• [Dataset rows]:
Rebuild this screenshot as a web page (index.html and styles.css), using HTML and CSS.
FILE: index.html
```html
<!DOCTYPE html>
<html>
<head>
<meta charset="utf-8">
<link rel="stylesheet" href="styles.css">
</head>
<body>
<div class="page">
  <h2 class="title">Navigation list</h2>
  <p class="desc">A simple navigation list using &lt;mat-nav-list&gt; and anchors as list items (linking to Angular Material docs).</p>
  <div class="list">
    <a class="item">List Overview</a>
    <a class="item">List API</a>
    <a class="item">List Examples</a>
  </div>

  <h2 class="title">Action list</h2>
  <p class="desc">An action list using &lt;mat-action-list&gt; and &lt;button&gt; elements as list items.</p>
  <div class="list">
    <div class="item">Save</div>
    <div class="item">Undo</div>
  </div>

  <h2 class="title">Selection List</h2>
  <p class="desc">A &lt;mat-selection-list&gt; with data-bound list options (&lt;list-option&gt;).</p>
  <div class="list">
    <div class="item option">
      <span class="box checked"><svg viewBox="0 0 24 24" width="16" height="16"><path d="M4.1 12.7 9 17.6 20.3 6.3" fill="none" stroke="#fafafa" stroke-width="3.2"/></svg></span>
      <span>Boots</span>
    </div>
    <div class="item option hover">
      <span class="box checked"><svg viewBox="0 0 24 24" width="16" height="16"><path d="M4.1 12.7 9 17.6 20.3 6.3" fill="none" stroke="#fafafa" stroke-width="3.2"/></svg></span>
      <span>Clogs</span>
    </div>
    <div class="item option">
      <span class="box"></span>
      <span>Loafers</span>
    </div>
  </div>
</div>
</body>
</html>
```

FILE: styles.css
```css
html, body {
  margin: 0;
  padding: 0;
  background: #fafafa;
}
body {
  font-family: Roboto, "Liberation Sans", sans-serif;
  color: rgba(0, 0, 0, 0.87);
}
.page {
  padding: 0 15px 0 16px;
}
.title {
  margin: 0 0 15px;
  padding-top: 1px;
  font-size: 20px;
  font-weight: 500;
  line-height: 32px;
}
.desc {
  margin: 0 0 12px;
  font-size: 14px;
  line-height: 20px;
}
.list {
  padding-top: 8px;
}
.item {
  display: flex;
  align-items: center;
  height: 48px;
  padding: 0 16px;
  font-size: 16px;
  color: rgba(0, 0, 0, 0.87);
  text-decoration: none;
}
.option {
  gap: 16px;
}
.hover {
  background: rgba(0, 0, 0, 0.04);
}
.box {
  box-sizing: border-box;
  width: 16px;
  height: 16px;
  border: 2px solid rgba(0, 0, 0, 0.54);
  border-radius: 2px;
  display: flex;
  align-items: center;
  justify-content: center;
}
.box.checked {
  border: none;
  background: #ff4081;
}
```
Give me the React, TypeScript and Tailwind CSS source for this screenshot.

• [Set exercise]: Show all lines from the records above where the word "styles" occurs.

• [Result for this task]:
Rebuild this screenshot as a web page (index.html and styles.css), using HTML and CSS.
<link rel="stylesheet" href="styles.css">
FILE: styles.css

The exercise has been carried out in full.